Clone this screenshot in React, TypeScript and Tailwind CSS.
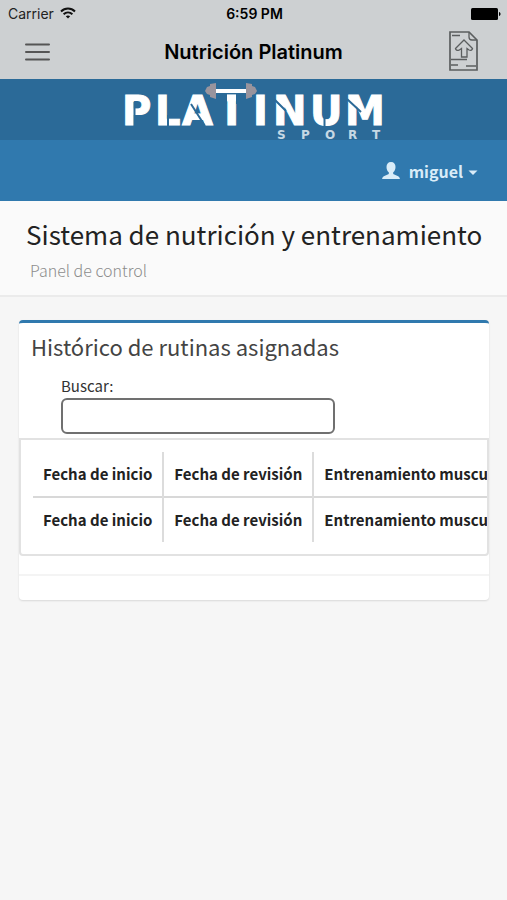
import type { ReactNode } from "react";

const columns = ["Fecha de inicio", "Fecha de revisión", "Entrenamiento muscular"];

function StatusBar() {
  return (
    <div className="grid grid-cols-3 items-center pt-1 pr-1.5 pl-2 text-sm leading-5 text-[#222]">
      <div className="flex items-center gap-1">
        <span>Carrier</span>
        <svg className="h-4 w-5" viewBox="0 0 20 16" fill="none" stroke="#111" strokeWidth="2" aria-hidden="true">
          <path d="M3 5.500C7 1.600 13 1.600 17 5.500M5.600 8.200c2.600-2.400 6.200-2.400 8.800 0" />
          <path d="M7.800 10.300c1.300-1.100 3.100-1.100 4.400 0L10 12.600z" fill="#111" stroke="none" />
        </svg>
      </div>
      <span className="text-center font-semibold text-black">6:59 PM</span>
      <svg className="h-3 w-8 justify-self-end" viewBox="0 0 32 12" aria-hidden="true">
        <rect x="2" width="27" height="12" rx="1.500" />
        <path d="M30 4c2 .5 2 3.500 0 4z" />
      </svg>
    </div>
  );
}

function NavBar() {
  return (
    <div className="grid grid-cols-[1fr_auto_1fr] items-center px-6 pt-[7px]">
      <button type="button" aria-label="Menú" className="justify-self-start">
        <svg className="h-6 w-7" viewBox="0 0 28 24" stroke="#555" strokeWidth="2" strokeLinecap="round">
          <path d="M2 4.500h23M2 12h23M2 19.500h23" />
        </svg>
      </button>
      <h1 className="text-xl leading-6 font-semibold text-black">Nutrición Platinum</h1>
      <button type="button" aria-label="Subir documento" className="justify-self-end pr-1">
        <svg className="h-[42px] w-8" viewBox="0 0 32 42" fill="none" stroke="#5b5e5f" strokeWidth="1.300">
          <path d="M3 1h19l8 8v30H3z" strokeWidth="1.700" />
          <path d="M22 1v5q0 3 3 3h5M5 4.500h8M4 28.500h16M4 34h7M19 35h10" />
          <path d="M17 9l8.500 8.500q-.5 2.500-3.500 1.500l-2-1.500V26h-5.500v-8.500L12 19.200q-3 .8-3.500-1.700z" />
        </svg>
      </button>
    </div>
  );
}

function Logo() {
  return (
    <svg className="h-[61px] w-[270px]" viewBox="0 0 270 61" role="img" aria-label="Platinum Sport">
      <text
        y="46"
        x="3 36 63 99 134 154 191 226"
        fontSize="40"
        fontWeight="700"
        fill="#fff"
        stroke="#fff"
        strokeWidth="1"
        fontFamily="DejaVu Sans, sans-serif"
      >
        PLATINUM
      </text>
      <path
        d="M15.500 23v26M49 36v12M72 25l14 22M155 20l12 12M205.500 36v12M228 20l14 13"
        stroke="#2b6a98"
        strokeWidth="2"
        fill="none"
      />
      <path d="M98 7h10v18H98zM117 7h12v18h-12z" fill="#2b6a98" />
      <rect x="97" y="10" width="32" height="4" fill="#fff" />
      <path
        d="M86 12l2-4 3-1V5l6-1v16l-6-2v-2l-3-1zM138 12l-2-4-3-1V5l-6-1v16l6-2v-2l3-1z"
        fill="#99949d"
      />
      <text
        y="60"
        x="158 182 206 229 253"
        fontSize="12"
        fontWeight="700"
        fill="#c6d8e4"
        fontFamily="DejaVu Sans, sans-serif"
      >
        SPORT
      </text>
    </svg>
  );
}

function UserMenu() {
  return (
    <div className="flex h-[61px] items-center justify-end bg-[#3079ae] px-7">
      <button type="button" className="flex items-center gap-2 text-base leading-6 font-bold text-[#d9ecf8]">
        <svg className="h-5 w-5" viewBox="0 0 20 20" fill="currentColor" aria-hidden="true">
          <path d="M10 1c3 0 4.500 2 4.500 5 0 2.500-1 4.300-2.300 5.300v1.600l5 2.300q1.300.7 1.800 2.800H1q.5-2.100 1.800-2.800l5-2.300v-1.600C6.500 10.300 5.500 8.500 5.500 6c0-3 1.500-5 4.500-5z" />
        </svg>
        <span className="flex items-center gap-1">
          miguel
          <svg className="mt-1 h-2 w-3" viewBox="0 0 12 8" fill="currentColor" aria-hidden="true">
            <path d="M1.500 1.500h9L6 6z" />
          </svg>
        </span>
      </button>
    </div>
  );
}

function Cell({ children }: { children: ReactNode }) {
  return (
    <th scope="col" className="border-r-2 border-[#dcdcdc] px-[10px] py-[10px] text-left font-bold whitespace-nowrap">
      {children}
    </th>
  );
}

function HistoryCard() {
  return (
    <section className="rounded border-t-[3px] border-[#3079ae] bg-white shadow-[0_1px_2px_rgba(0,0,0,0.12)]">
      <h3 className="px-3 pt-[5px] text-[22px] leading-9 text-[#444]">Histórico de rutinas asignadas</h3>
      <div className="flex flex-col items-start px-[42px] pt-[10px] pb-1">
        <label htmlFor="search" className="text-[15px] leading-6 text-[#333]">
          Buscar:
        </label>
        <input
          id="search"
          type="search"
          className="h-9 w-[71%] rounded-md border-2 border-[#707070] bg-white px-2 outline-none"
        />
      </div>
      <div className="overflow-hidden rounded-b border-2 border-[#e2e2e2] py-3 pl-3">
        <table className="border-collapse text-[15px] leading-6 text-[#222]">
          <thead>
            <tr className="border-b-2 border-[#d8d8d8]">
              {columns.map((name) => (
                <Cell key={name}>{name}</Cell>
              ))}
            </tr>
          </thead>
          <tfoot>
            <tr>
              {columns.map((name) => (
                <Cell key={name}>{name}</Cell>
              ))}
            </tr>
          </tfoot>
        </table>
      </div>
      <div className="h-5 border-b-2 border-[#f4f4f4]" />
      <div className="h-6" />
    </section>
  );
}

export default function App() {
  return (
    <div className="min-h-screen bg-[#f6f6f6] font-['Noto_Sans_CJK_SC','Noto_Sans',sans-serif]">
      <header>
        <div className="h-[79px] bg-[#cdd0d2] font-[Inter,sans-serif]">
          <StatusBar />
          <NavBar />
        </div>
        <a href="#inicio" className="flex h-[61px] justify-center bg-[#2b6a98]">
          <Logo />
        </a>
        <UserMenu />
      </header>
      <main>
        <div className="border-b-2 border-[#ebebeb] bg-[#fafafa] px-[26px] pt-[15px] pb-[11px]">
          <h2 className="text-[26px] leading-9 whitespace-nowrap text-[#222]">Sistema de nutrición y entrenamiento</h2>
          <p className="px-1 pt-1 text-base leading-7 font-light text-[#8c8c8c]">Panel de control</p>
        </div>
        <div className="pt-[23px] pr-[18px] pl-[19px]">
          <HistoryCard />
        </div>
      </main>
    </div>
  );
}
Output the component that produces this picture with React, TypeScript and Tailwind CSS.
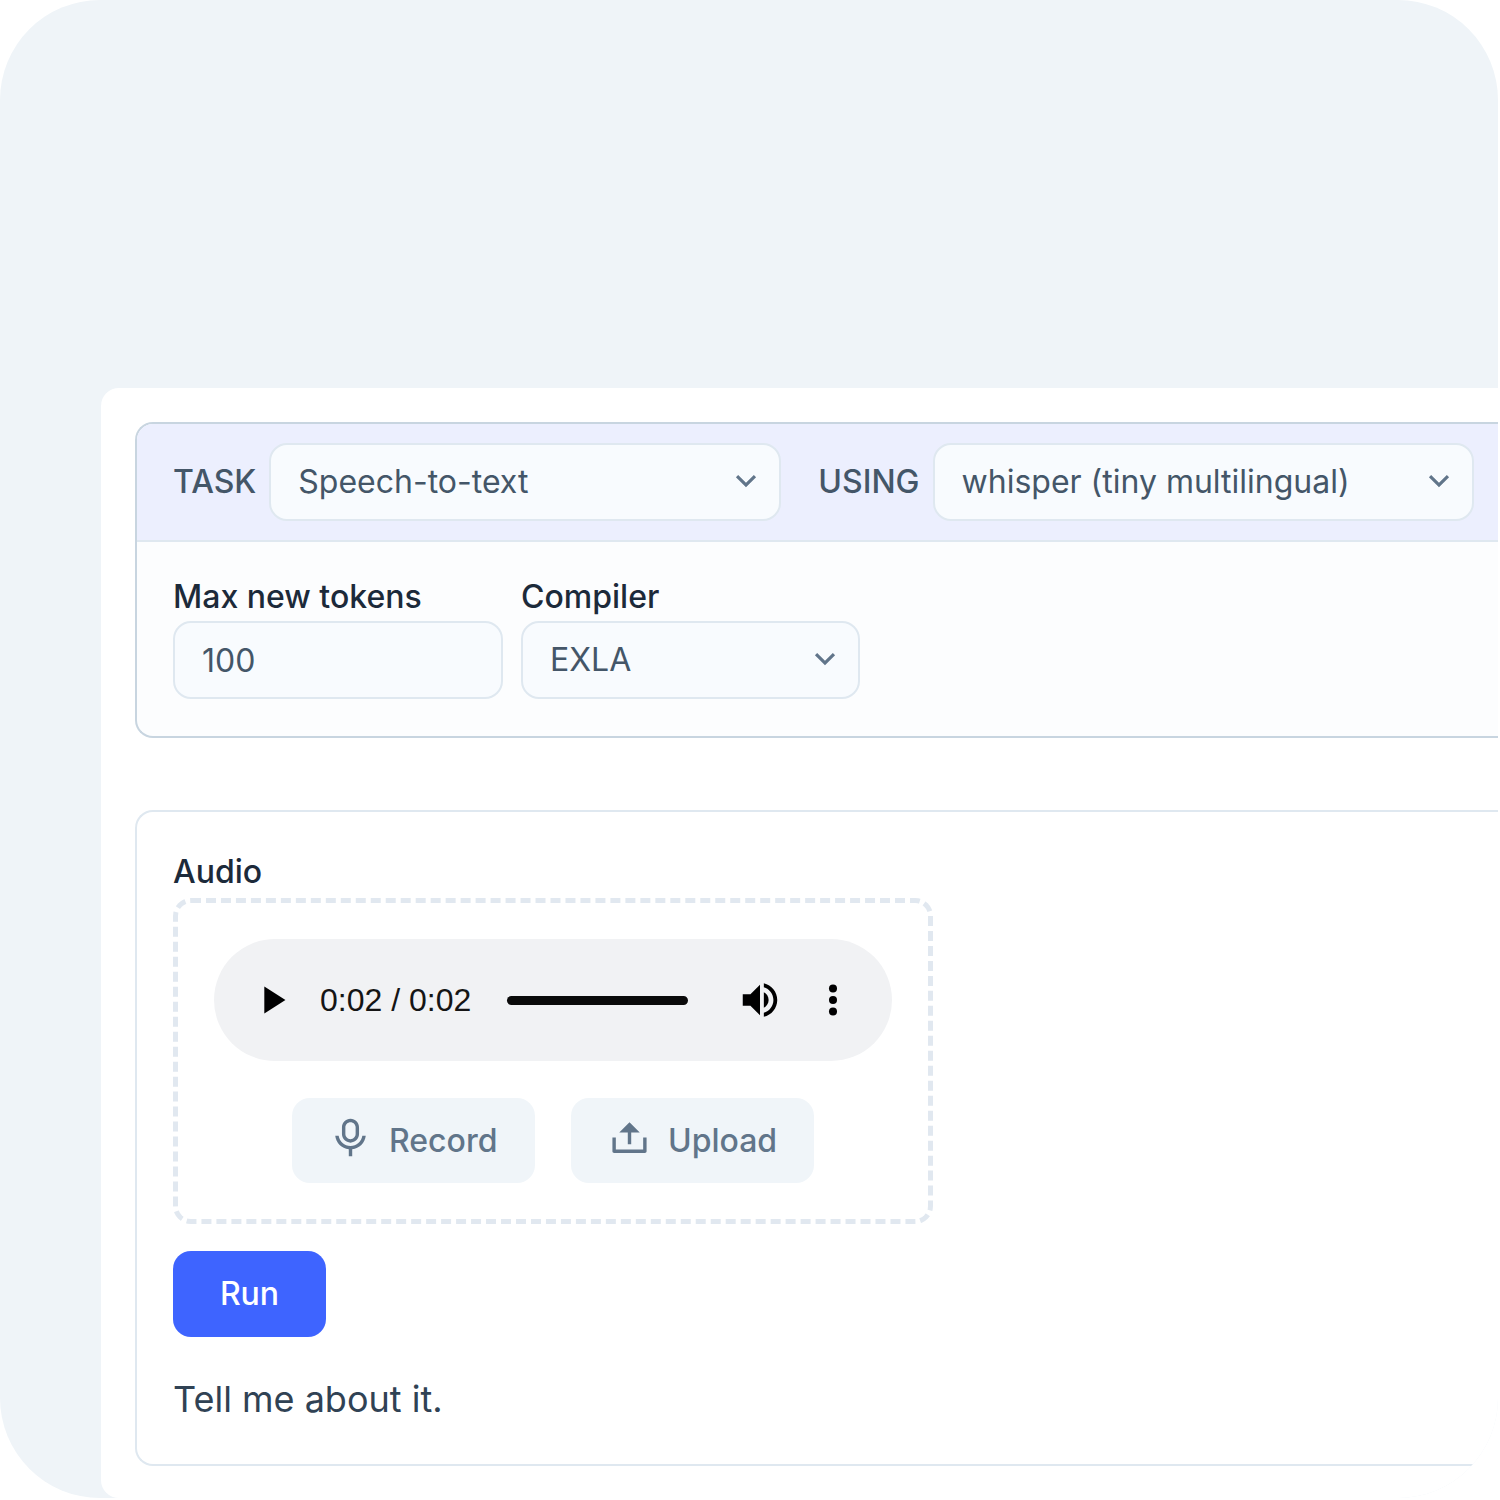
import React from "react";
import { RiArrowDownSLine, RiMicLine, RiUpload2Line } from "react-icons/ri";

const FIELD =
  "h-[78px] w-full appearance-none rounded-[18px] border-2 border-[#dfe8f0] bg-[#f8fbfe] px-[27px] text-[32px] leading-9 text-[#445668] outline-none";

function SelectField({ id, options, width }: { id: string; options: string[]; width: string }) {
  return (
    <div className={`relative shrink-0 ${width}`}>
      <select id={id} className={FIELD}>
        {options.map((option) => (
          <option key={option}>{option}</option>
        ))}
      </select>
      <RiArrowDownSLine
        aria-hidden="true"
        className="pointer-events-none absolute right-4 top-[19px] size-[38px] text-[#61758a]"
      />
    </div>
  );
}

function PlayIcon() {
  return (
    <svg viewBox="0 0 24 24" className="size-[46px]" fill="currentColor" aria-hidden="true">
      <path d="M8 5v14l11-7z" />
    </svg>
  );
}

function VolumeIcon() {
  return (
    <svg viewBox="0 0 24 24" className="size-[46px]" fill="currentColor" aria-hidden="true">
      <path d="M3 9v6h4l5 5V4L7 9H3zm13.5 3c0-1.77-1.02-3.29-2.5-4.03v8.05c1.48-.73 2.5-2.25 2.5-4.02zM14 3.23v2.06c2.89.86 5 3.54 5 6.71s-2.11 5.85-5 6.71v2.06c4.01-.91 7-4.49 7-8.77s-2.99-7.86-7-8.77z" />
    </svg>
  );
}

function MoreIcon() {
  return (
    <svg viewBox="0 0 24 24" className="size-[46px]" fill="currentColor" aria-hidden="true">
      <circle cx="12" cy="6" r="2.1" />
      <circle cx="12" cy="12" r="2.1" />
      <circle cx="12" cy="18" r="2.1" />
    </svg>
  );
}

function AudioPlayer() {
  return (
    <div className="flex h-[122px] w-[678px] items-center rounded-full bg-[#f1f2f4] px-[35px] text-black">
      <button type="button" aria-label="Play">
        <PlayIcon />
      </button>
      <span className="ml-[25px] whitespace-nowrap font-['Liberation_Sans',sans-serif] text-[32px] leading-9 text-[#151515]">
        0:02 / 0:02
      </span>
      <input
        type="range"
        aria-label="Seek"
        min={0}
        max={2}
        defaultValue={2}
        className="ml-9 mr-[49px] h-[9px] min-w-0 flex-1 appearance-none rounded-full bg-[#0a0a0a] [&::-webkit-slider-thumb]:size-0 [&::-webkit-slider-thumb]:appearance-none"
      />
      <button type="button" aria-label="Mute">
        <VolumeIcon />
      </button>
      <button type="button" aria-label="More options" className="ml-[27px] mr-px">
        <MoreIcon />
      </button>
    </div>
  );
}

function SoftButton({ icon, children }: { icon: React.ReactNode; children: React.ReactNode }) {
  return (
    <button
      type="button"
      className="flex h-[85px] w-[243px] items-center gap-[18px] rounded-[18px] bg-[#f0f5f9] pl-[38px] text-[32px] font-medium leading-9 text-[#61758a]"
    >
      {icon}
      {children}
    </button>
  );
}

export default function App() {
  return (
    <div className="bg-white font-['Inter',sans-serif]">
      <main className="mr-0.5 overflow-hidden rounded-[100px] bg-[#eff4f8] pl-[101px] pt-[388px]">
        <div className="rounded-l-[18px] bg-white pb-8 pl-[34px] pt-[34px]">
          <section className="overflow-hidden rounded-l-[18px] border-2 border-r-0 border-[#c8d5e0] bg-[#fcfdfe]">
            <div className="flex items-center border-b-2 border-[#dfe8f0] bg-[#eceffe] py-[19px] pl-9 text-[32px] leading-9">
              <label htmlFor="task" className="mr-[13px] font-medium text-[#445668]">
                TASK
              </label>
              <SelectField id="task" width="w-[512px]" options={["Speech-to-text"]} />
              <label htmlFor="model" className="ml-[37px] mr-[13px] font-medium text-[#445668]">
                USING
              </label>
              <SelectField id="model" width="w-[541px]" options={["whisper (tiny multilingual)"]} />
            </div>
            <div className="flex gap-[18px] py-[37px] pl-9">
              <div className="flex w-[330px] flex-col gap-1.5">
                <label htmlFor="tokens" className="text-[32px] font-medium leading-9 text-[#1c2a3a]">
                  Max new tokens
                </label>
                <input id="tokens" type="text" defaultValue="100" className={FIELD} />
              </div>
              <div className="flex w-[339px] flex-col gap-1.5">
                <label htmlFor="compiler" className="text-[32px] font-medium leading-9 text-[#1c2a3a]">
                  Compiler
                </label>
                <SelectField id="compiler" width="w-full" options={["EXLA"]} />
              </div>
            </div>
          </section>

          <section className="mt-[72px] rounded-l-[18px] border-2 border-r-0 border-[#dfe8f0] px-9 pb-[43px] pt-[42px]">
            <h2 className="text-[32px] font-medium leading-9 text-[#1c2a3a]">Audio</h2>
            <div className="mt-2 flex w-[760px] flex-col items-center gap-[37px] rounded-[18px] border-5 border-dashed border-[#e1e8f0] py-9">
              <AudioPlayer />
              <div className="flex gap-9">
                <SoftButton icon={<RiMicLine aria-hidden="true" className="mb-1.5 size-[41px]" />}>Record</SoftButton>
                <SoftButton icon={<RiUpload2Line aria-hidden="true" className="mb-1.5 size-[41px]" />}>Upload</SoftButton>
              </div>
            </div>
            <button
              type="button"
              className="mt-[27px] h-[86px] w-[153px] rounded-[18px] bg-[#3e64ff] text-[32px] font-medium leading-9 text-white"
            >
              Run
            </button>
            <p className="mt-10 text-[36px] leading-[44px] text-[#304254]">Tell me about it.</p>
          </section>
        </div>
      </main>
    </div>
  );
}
────
What is expected ::
Without the pictures, give again exactly the lines above starting at the line containing "Output the component" and ending at the line containing "RiArrowDownSLine, RiMicLine, RiUpload2Line".

Output of the exercise ::
Output the component that produces this picture with React, TypeScript and Tailwind CSS.
import React from "react";
import { RiArrowDownSLine, RiMicLine, RiUpload2Line } from "react-icons/ri";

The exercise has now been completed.